Die Reformation sei mehr als nur Daten, sie habe etwas „mit mir und meinem Gott, der uns anspricht, zu tun“, führt Raibachs Pfarrerin Michaela Meingast aus. In diesem Sinne soll das Glaskunstwerk dazu beitragen, sich mit der Reformation, Gott und dem Glauben auseinanderzusetzen. Martin Luther sei für seine Überzeugung eingetreten. „Und wir? Wir überlassen den öffentlichen Raum denen, die Angst schüren. Angst ist eine starke Waffe, sie lähmt und lässt uns nur in eine Richtung schauen“, so Meingast, „aber wir werden das Reformationsjahr nutzen, um erneut Zeichen zu setzen gegen die Angst.“
Das farbenfrohe Reformationstriptychon (Triptychon bedeutet dreifach gefaltet) besteht aus drei jeweils dreigeteilten Fenstern, die in Holzgestellen stehen. Entworfen und gestaltet hat es die Raibacher Glaskünstlerin Heike Jäger. „Für mich steht Luther für Worte“, sagt sie. Deshalb finden sich in den Scheiben Bibelverse und Hinweise darauf, die sich je nach Licht anders lesen lassen. Dazu kommen Symbole, zum Beispiel eine Weltkugel, und Bilder. Ein weißes Kreuz verbindet die einzelnen Elemente, das auch dann noch sichtbar ist, wenn das Triptychon zusammengeklappt ist. Die Scheiben sind einzeln lösbar, können untereinander ausgetauscht und so verpackt werden, dass die Kisten auch für Frauen, die ja häufig Kirchenvorsteherinnen sind, gut tragbar sind. Denn das Triptychon geht ab Mitte Januar auf Wanderschaft durch das Dekanat und sogar bis nach Bad Vilbel.

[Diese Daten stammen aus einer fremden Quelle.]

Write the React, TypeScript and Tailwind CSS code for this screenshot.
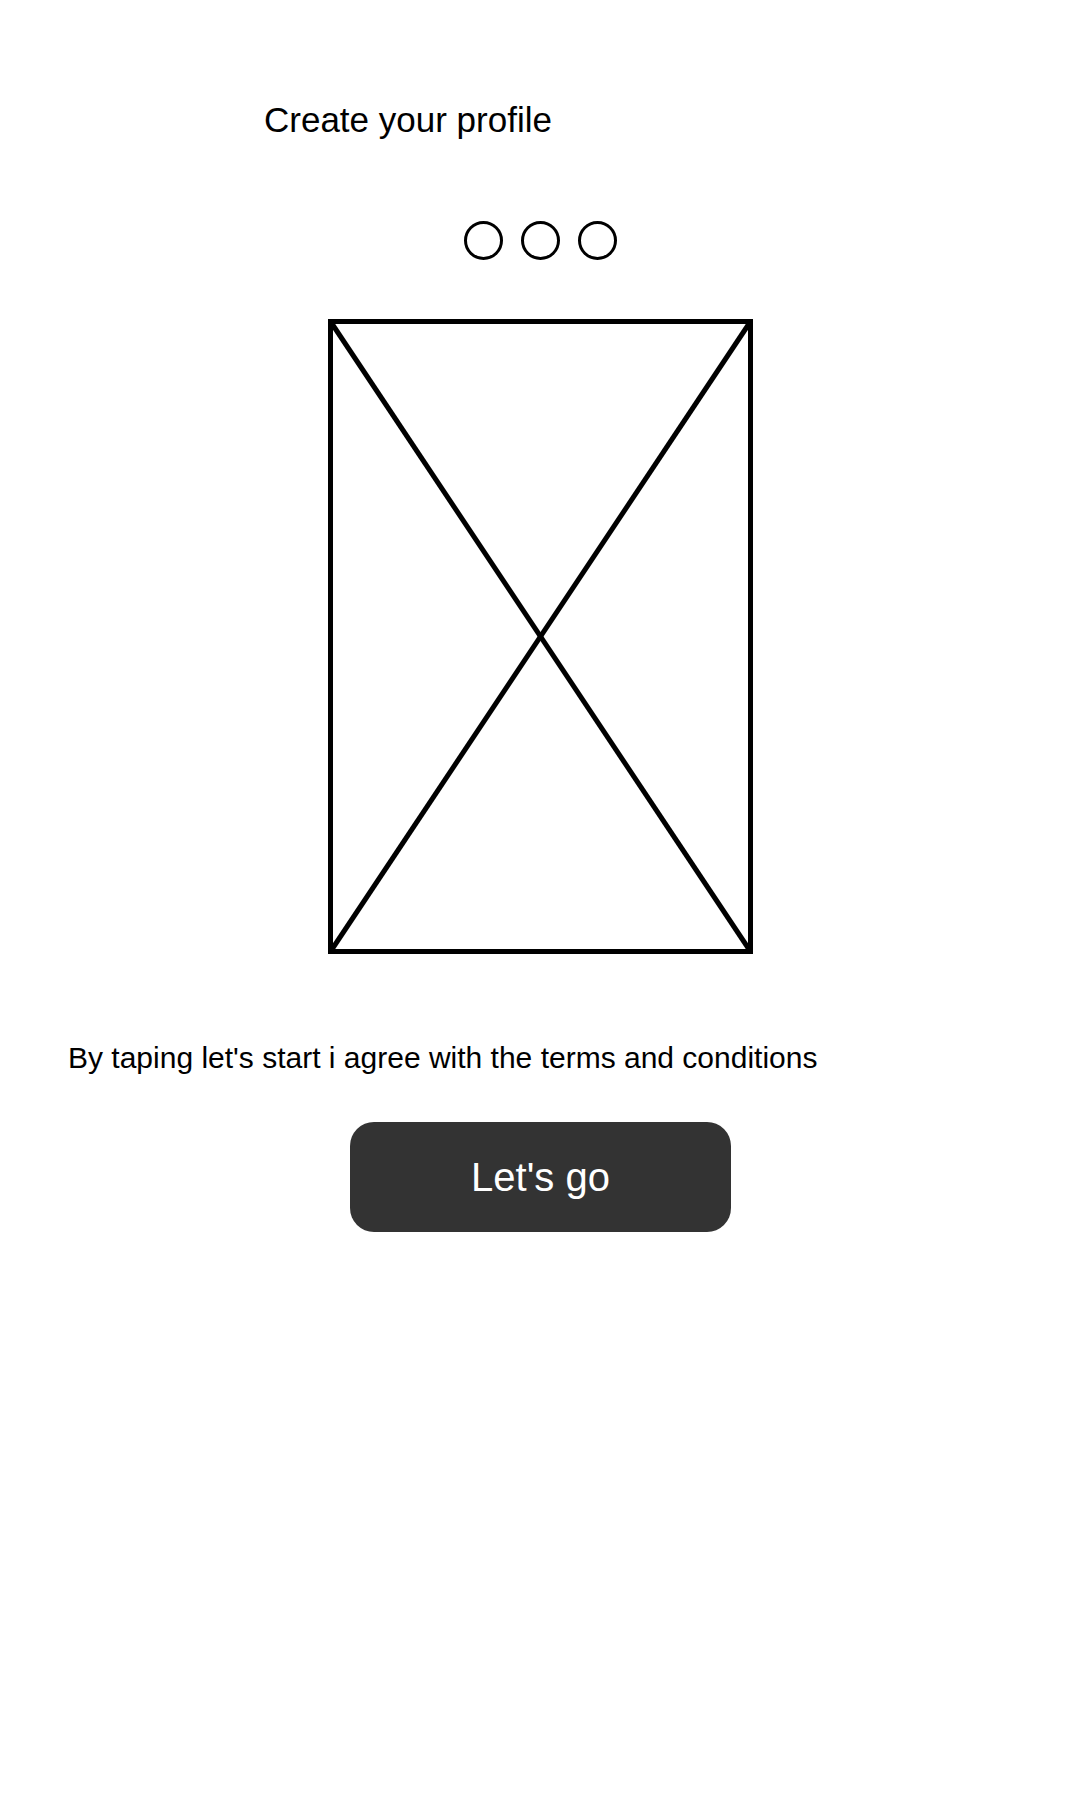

An dem 10.000 Euro teuren Glaskunstwerk haben sich das Evangelische Dekanat Vorderer Odenwald, Sparkassenstiftung, Kirchengemeinde Raibach, der Reformationsdekade-Fonds, die EKHN-Stiftung und der Verein „Andere Zeiten“ beteiligt. Der Festgottesdienst wurde von Christiane Wolkenhauer (Orgel), Johannes Heppenheimer (Schlagzeug), Meike Willner (Gesang) und Markus Striegel (Posaune) stimmungsvoll gestaltet.
Mit dem Raibacher Triptychon beginnen die Reformationsfeierlichkeiten des Evangelischen Dekanats Vorderer Odenwald. Am 31. Oktober 1517 hat Martin Luther seine berühmten 95 Thesen in Wittenberg veröffentlicht. Der Reformationstag 2016 läutet das 500. Reformationsjubiläumsjahr ein.